• What you should do
Skipping all pictures, set down the lines of the listing from the first through the one with "border-[#7a8a99] bg-linear-to-b from-[#dde8f3]".

• Supplied information

————————

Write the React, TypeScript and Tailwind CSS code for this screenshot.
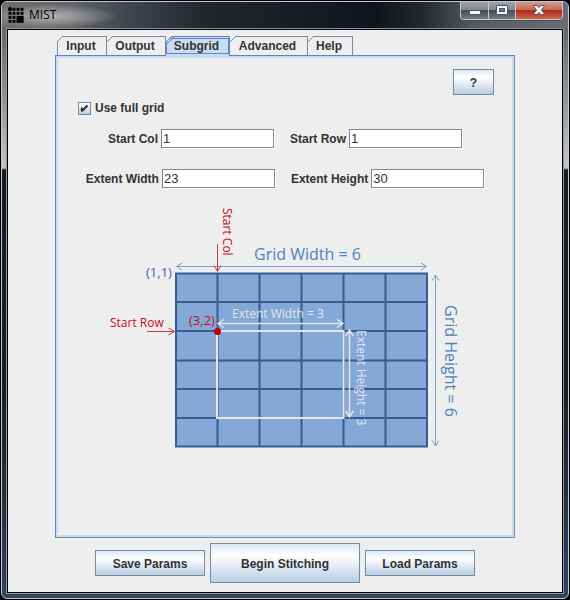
import { useState } from "react";

const tabs = [
  { name: "Input", width: "w-[50px]" },
  { name: "Output", width: "w-[59px]" },
  { name: "Subgrid", width: "w-[64px]" },
  { name: "Advanced", width: "w-[78px]" },
  { name: "Help", width: "w-[45px]" },
];

const swingButton =
  "border border-[#7a8a99] bg-linear-to-b from-[#dde8f3] via-white via-30% to-[#b8cfe5] pt-px text-center font-bold text-[#333]";

function AppIcon() {
  const dots: [number, number][] = [];
  for (let r = 0; r < 4; r++) {
    for (let c = 0; c < 4; c++) {
      if (!(r > 1 && c > 1)) dots.push([c, r]);
    }
  }
  return (
    <svg width="16" height="16" viewBox="0 0 16 16" fill="#050505" aria-hidden="true">
      {dots.map(([c, r]) => (
        <rect key={`${c}-${r}`} x={c * 4 + 0.5} y={r * 4 + 0.8} width="3" height="3" />
      ))}
      <rect x="8.5" y="8.8" width="7.2" height="7" />
      <circle cx="2" cy="2" r="2" />
    </svg>
  );
}

function TitleBar() {
  return (
    <header className="-mx-1 flex h-[26px] items-start bg-[linear-gradient(to_right,#6e6e72,#62646a_12%,#3b4149_24%,#22272e_36%,#0e141b_66%,#24282e_74%,#585b61_84%,#6a6d73)]">
      <div className="flex h-full w-32 items-center gap-[5px] bg-radial-[at_38%_55%] from-[#b4b1ae] to-transparent to-60% pl-[6px]">
        <AppIcon />
        <h1 className="font-['Open_Sans',sans-serif] text-[12px] leading-4 text-black">MIST</h1>
      </div>
      <div className="mr-[5px] ml-auto flex h-[18px] rounded-b-[4px] border border-t-0 border-[#c4c8cc] shadow-[0_1px_0_#4a4d52]">
        <button aria-label="Minimize" className="flex w-7 justify-center rounded-bl-[3px] border-r border-[#c4c8cc] bg-[linear-gradient(to_bottom,#a0a2a6,#85888d_45%,#484b52_50%,#777b81)]">
          <svg width="12" height="17" viewBox="0 0 12 17"><rect x="0.5" y="8.5" width="11" height="4" rx="0.5" fill="#f4f4f4" stroke="#50546a" /></svg>
        </button>
        <button aria-label="Maximize" className="flex w-[27px] justify-center border-r border-[#c4c8cc] bg-[linear-gradient(to_bottom,#a0a2a6,#85888d_45%,#484b52_50%,#777b81)]">
          <svg width="12" height="17" viewBox="0 0 12 17"><rect x="0.5" y="3.5" width="11" height="9" rx="0.5" fill="#f4f4f4" stroke="#50546a" /><rect x="3.5" y="6.5" width="5" height="3" fill="#70737b" stroke="#50546a" /></svg>
        </button>
        <button aria-label="Close" className="flex w-[46px] justify-center rounded-br-[3px] bg-[linear-gradient(to_bottom,#d69a8e,#c66a58_45%,#ad2a14_50%,#cc6a4c)]">
          <svg width="12" height="17" viewBox="0 0 12 17"><path d="M1 3.5h3.4L6 5.6l1.6-2.1H11v1.2L8.4 8l2.6 3.3v1.2H7.6L6 10.4l-1.6 2.1H1v-1.2L3.6 8 1 4.7z" fill="#f7f7f7" stroke="#535666" /></svg>
        </button>
      </div>
    </header>
  );
}

function TabStrip({ active, onSelect }: { active: string; onSelect: (t: string) => void }) {
  return (
    <div role="tablist" className="relative -mb-px flex pl-[2px]">
      {tabs.map((t, i) => {
        const on = t.name === active;
        const line = on ? "#6382bf" : "#7a8a99";
        return (
          <button
            key={t.name}
            role="tab"
            aria-selected={on}
            onClick={() => onSelect(t.name)}
            className={`relative h-5 border-t border-r pr-[2px] text-center font-bold leading-[17px] ${t.width} ${i === 0 ? "border-l" : ""} ${
              on ? "border-[#6382bf] bg-[#c8ddf2]" : "border-[#7a8a99] border-b border-b-[#6382bf] bg-[#eee]"
            }`}
          >
            {on && <span className="absolute inset-x-0 top-px bottom-[2px] border border-[#6382bf]" />}
            <svg className={`absolute -top-px ${i === 0 ? "-left-px" : "left-0"}`} width="8" height="8" viewBox="0 0 8 8" aria-hidden="true">
              <path d="M0 0H6L0 6z" fill="#eee" />
              <path d="M0 6L6 0" stroke={line} fill="none" />
              {on && <path d="M1 8L8 1" stroke={line} fill="none" />}
            </svg>
            <span className="relative">{t.name}</span>
          </button>
        );
      })}
    </div>
  );
}

function Field({ id, label, value }: { id: string; label: string; value: string }) {
  return (
    <div className="flex items-center gap-[3px]">
      <label htmlFor={id} className="font-bold">{label}</label>
      <input
        id={id}
        defaultValue={value}
        className="h-[19px] w-[113px] border border-[#7a8a99] bg-white pl-px text-[13px] text-[#333] shadow-[1px_1px_0_#fff] outline-none"
      />
    </div>
  );
}

function GridDiagram() {
  const blue = "#4f81bd";
  const red = "#c00d15";
  const pale = "#e4e4e8";
  return (
    <svg
      className="h-[255px] w-[370px]"
      viewBox="100 200 370 255"
      fontFamily="'Open Sans', sans-serif"
      fill="none"
      role="img"
      aria-label="Subgrid parameters"
    >
      <rect x="176" y="273.5" width="251" height="173" fill="#84a9d9" />
      <g stroke="#365d8c" strokeWidth="2">
        <path d="M217.5 273V447M259.5 273V447M301.5 273V447M343.5 273V447M385.5 273V447M176 302H427M176 331H427M176 360.5H427M176 389H427M176 418H427" />
        <rect x="176" y="273.5" width="251" height="173" />
      </g>
      <g stroke="#7a9fd0">
        <path d="M177 266.5H426M182 263L176.5 266.5L182 270M421 263L426.5 266.5L421 270" />
        <path d="M435.5 275V446M432 280.5L435.5 275L439 280.5M432 440.5L435.5 446L439 440.5" />
      </g>
      <g stroke={pale} strokeWidth="2">
        <rect x="217" y="331" width="126.5" height="87" />
        <path strokeWidth="1.5" d="M219 323.5H342M224 319.5L218 323.5L224 327.5M337 319.5L343 323.5L337 327.5" />
        <path strokeWidth="1.5" d="M349.5 331V416M345.5 336L349.5 330L353.5 336M345.5 411L349.5 417L353.5 411" />
      </g>
      <g stroke="#cc3a40">
        <path d="M217.5 244V271M214 265.5L217.5 271.5L221 265.5" />
        <path d="M147 331.5H174M168.5 328L174.5 331.5L168.5 335" />
      </g>
      <circle cx="217.5" cy="331.5" r="3.5" fill="#c00000" />
      <text x="254" y="260" fontSize="16" fill={blue}>Grid Width = 6</text>
      <text transform="translate(445 305) rotate(90)" fontSize="16" fill={blue}>Grid Height = 6</text>
      <text x="146" y="277" fontSize="13" fill="#3c6899">(1,1)</text>
      <text x="189" y="325" fontSize="13" fill={red}>(3,2)</text>
      <text x="110" y="327" fontSize="12" fill={red}>Start Row</text>
      <text transform="translate(223 208) rotate(90)" fontSize="12" fill={red}>Start Col</text>
      <text x="232" y="318" fontSize="12" fill={pale}>Extent Width = 3</text>
      <text transform="translate(357 330) rotate(90)" fontSize="12" fill={pale}>Extent Height = 3</text>
    </svg>
  );
}

export default function App() {
  const [active, setActive] = useState("Subgrid");
  return (
    <div className="flex min-h-screen flex-col bg-black p-px font-['Liberation_Sans',Arial,sans-serif] text-[12px] leading-4 text-[#333]">
      <div className="flex grow flex-col overflow-hidden rounded-[6px] border border-[#bfc5cb] bg-[linear-gradient(to_bottom,#66686d_30px,#c5c5c7_166px,#141b25_168px,#18202b_400px,#2c4562)] px-1 pb-1">
        <TitleBar />
        <div className="flex grow flex-col border border-[#8f979b]">
          <main className="flex grow flex-col border border-black bg-[#eee] px-[47px] pt-[6px] pb-[9px]">
            <TabStrip active={active} onSelect={setActive} />
            <section className="flex grow flex-col border border-t-[#6382bf] border-r-[#7a8a99] border-b-[#7a8a99] border-l-[#6382bf]">
              <div className="flex grow flex-col border-2 border-[#c8ddf2] pt-[11px]">
                <button aria-label="Help" className={`mr-[18px] h-[26px] w-[41px] self-end ${swingButton}`}>?</button>
                <label className="mt-[5px] flex items-center gap-1 self-start pl-5 font-bold">
                  <input type="checkbox" defaultChecked className="peer sr-only" />
                  <span className="flex size-[13px] items-center justify-center border border-[#7a8a99] bg-linear-to-b from-white to-[#b8cfe5] peer-checked:[&>svg]:visible">
                    <svg className="invisible" width="9" height="9" viewBox="0 0 9 9" aria-hidden="true">
                      <path d="M1.8 3.5V7.5M2 7L7.5 1.5" stroke="#222" strokeWidth="1.8" fill="none" />
                    </svg>
                  </span>
                  Use full grid
                </label>
                <div className="mt-[13px] flex justify-center gap-4">
                  <Field id="start-col" label="Start Col" value="1" />
                  <Field id="start-row" label="Start Row" value="1" />
                </div>
                <div className="mt-[21px] flex justify-center gap-4">
                  <Field id="extent-width" label="Extent Width" value="23" />
                  <Field id="extent-height" label="Extent Height" value="30" />
                </div>
                <div className="mt-3 flex justify-center">
                  <GridDiagram />
                </div>
              </div>
            </section>
            <footer className="mt-[5px] flex items-center justify-center gap-[5px]">
              <button className={`h-[26px] w-[110px] ${swingButton}`}>Save Params</button>
              <button className={`h-10 w-[150px] ${swingButton}`}>Begin Stitching</button>
              <button className={`h-[26px] w-[110px] ${swingButton}`}>Load Params</button>
            </footer>
          </main>
        </div>
      </div>
    </div>
  );
}
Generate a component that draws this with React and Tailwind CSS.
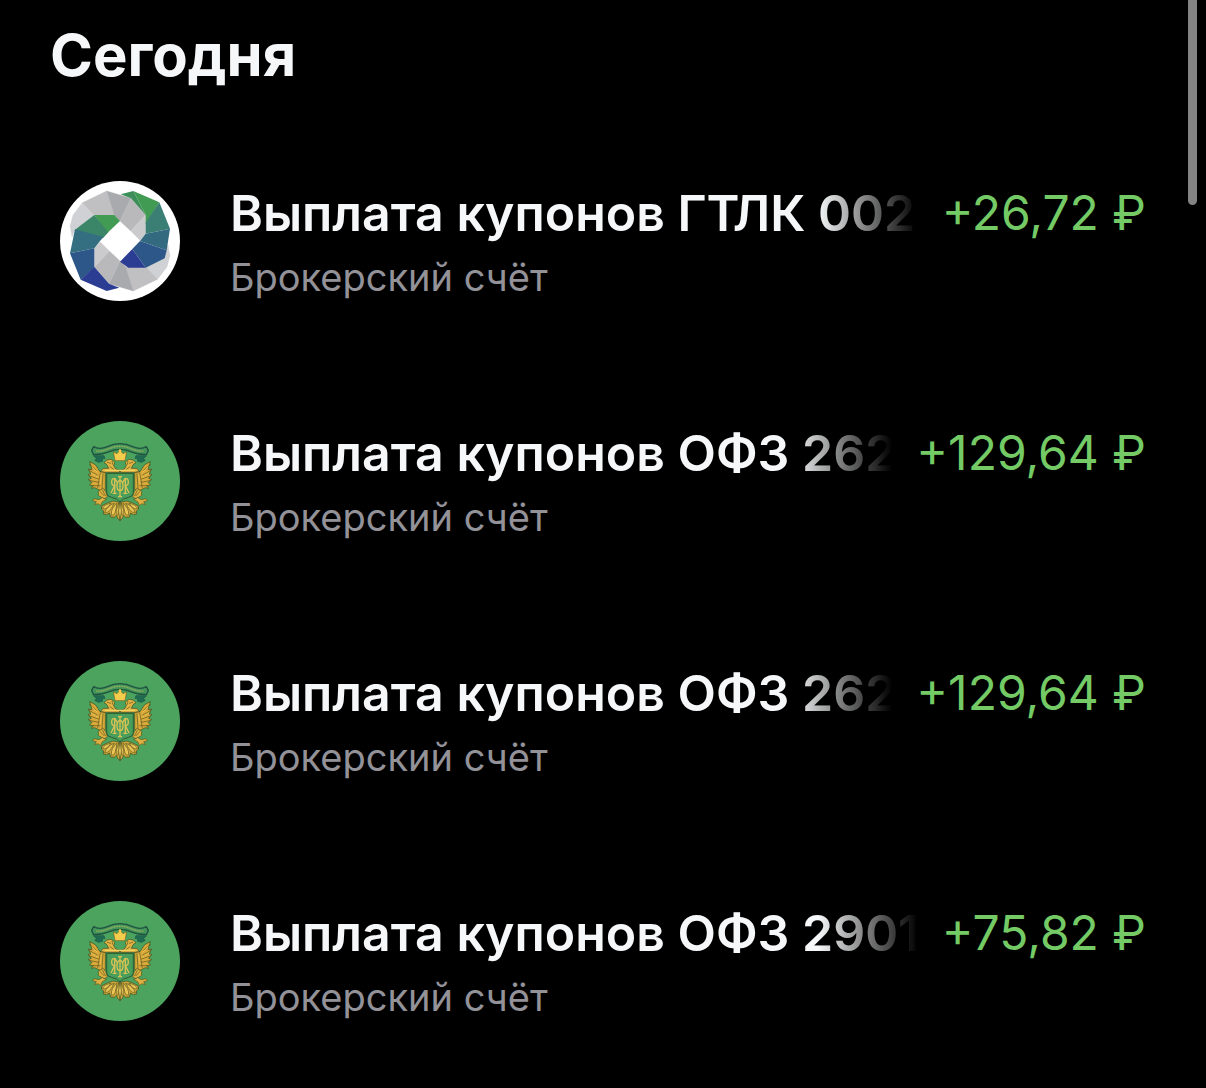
const payouts = [
  { id: 1, title: "Выплата купонов ГТЛК 002Р", account: "Брокерский счёт", amount: "+26,72 ₽", logo: "gtlk" },
  { id: 2, title: "Выплата купонов ОФЗ 262", account: "Брокерский счёт", amount: "+129,64 ₽", logo: "ofz" },
  { id: 3, title: "Выплата купонов ОФЗ 262", account: "Брокерский счёт", amount: "+129,64 ₽", logo: "ofz" },
  { id: 4, title: "Выплата купонов ОФЗ 2901", account: "Брокерский счёт", amount: "+75,82 ₽", logo: "ofz" },
];

// Half of the grey band, the other half is the same turned by 180°
function GreyBand() {
  return (
    <g strokeWidth="1" strokeLinejoin="round">
      <path d="M97 95 L133 133 L76 177 L66 198 L60 166 L69 132Z" fill="#d0d1d5" stroke="#d0d1d5" />
      <path d="M97 95 L170 60 L193 133 H133Z" fill="#c0c0c3" stroke="#c0c0c3" />
      <path d="M170 60 L243 82 L210 150 L193 133Z" fill="#a9aaad" stroke="#a9aaad" />
      <path d="M243 82 L287 132 L242 180 L210 150Z" fill="#b9b9bc" stroke="#b9b9bc" />
      <path d="M287 132 V188 L270 208 L242 180Z" fill="#cbcbce" stroke="#cbcbce" />
    </g>
  );
}

function GtlkLogo() {
  return (
    <svg viewBox="30 30 360 360" className="size-[120px] shrink-0" aria-hidden="true">
      <circle cx="210" cy="210" r="180" fill="#fff" />
      <GreyBand />
      <g transform="rotate(180 210 210)">
        <GreyBand />
      </g>
      {/* Right blade */}
      <path d="M212 70 L250 60 L287 132 L243 82Z" fill="#3c8e58" />
      <path d="M250 60 L328 94 L287 160 V132Z" fill="#429b53" />
      <path d="M328 94 L360 173 L287 188 V155Z" fill="#3b7f74" />
      <path d="M360 173 L350 238 L270 210 L287 188Z" fill="#336a80" />
      <path d="M350 238 L344 262 L287 290 L247 234 L270 210Z" fill="#2c5788" />
      <path d="M247 234 L287 290 H235 L210 272Z" fill="#2b3d92" />
      {/* Left blade */}
      <path d="M133 132 H193 L210 150 L172 186Z" fill="#429b53" />
      <path d="M133 132 L175 184 L160 200 L74 177Z" fill="#3b8669" />
      <path d="M75 175 L161 198 L150 210 L133 232 L60 247Z" fill="#336f80" />
      <path d="M133 232 V290 L92 326 L60 247Z" fill="#2c5788" />
      <path d="M133 288 L177 338 L208 350 L170 360 L92 326Z" fill="#2b3d92" />
    </svg>
  );
}

// Wing, leg and tail feathers of one side of the eagle
function EagleHalf() {
  return (
    <g stroke="#59591f" strokeWidth="2" strokeLinejoin="round" strokeLinecap="round">
      <path d="M131 134 L162 134 L165 142 L156 144 L158 151 L145 154 L134 148 L139 143Z" fill="#1f6c52" stroke="#1d5a47" />
      <path d="M120 152 L137 162 L146 176 L150 182 L166 183 L166 236 L150 238 L134 230 L124 232 L130 224 L118 222 L126 214 L115 206 L124 202 L114 190 L123 189 L115 174 L125 176Z" fill="#d9a93a" stroke="#3f4a1e" />
      <path d="M118 160 L139 178 M117 178 L142 192 M117 194 L145 204 M120 209 L148 214 M128 224 L150 224 M151 186 L143 230 M159 188 L156 234" fill="none" />
      <path d="M126 168 L142 184 M124 186 L142 198 M154 190 L150 218" fill="none" stroke="#f0cc5c" />
      <path d="M152 181 L160 172 L176 172 L170 160 L162 155 L171 147 L184 145 L194 154 L191 164 L197 174 L209 178 V184 H166Z" fill="#e3b443" stroke="#3f4a1e" />
      <path d="M172 154 L182 157 M180 167 L192 176 M186 150 L188 160" fill="none" />
      <path d="M166 178 H209" fill="none" stroke="#f4d264" strokeWidth="4" />
      <path d="M146 240 L160 232 L168 244 L172 258 L160 264 L154 258 L146 254Z" fill="#e0b040" />
      <path d="M151 242 L162 254 M158 238 L166 254" fill="none" />
      <path d="M156 260 L147 266 L132 263 L128 270 L139 272 L134 281 L145 278 L151 284 L157 272 L168 266Z" fill="#e0b040" />
      <path d="M209 274 L190 270 L172 276 L156 284 L154 294 L161 300 L160 309 L170 311 L178 306 L182 318 L193 319 L199 313 L203 322 L209 328Z" fill="#cfa53a" stroke="#3f4a1e" />
      <g fill="#efc653">
        <path d="M206 276 Q196 296 201 312 Q206 316 207 300Z" />
        <path d="M200 277 Q182 292 184 312 Q194 316 197 298Z" />
        <path d="M192 277 Q170 286 164 306 Q176 306 184 292Z" />
        <path d="M182 277 Q164 280 157 292 Q164 298 174 288Z" />
      </g>
    </g>
  );
}

function OfzLogo() {
  return (
    <svg viewBox="30 30 360 360" className="size-[120px] shrink-0" aria-hidden="true">
      <circle cx="210" cy="210" r="180" fill="#4ba35e" />
      <EagleHalf />
      <g transform="matrix(-1 0 0 1 420 0)">
        <EagleHalf />
      </g>
      <path d="M210 274 Q202 300 210 326 Q218 300 210 274Z" fill="#f4d264" stroke="#59591f" strokeWidth="2" />
      {/* Ribbon */}
      <path
        d="M131 107 Q148 117 172 107 Q190 98 210 98 Q230 98 248 107 Q272 117 289 107 L295 118 L290 130 Q270 132 248 124 Q228 115 210 115 Q192 115 172 124 Q150 132 130 130 L125 118Z"
        fill="#43965a"
        stroke="#1f5140"
        strokeWidth="4"
        strokeLinejoin="round"
      />
      <path d="M139 120 Q155 122 174 114 Q192 106 210 106 Q228 106 246 114 Q265 122 281 120" fill="none" stroke="#a9b65c" strokeWidth="4" strokeDasharray="3 2" />
      {/* Crown */}
      <path
        d="M190 122 L201 128 L210 116 L219 128 L230 122 L225 149 H195Z"
        fill="#f6cc4c"
        stroke="#6b5f22"
        strokeWidth="2"
        strokeLinejoin="round"
      />
      <circle cx="210" cy="119" r="4" fill="#f6cc4c" />
      <path d="M197 151 H223 V160 Q210 174 197 160Z" fill="#4ba35e" />
      {/* Shield with the monogram */}
      <path
        d="M170 187 H250 V246 Q248 257 236 259 Q218 262 210 273 Q202 262 184 259 Q172 257 170 246Z"
        fill="#489e5a"
        stroke="#2c5a34"
        strokeWidth="3"
      />
      <g fill="none" stroke="#dcc255" strokeWidth="4">
        <path d="M194 202 V246 M188 247 H200 M226 202 V246 M220 247 H232" />
        <path d="M210 196 V256 M204 197 H216 M204 257 H216" />
        <path d="M194 202 C182 202 182 224 194 224 L183 246 M226 202 C238 202 238 224 226 224 L237 246" />
        <path d="M210 209 C198 209 198 239 210 239 C222 239 222 209 210 209" />
        <path d="M194 202 L204 218 M226 202 L216 218" />
      </g>
    </svg>
  );
}

function PayoutRow({ payout }) {
  return (
    <li className="flex items-start gap-[50px] pt-[60px] pb-[58px]">
      {payout.logo === "gtlk" ? <GtlkLogo /> : <OfzLogo />}

      <div className="min-w-0 flex-1">
        <div className="flex gap-6 leading-[64px] whitespace-nowrap">
          <h2 className="min-w-0 flex-1 overflow-hidden text-[50px] font-semibold text-[#f6f7f8] [mask-image:linear-gradient(to_right,#000_calc(100%_-_100px),transparent)]">
            {payout.title}
          </h2>
          <span className="text-[48px] text-[#74cb66]">{payout.amount}</span>
        </div>
        <p className="mt-[6px] text-[38px] leading-[52px] text-[#929298]">{payout.account}</p>
      </div>
    </li>
  );
}

export default function App() {
  return (
    <main className="relative min-h-screen overflow-hidden bg-black font-['Inter','Liberation_Sans',sans-serif]">
      <h1 className="px-[50px] pt-5 text-[58px] leading-[70px] font-bold text-[#f6f7f8]">Сегодня</h1>

      <ul className="mt-[31px] px-[60px]">
        {payouts.map((payout) => (
          <PayoutRow key={payout.id} payout={payout} />
        ))}
      </ul>

      {/* Scroll indicator */}
      <div className="absolute top-0 right-[9px] h-[205px] w-[9px] rounded-b-full bg-[#838383]" />
    </main>
  );
}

————————

• Expected answer
Write the React, TypeScript and Tailwind CSS code for this screenshot.
import { useState } from "react";

const tabs = [
  { name: "Input", width: "w-[50px]" },
  { name: "Output", width: "w-[59px]" },
  { name: "Subgrid", width: "w-[64px]" },
  { name: "Advanced", width: "w-[78px]" },
  { name: "Help", width: "w-[45px]" },
];

const swingButton =
  "border border-[#7a8a99] bg-linear-to-b from-[#dde8f3] via-white via-30% to-[#b8cfe5] pt-px text-center font-bold text-[#333]";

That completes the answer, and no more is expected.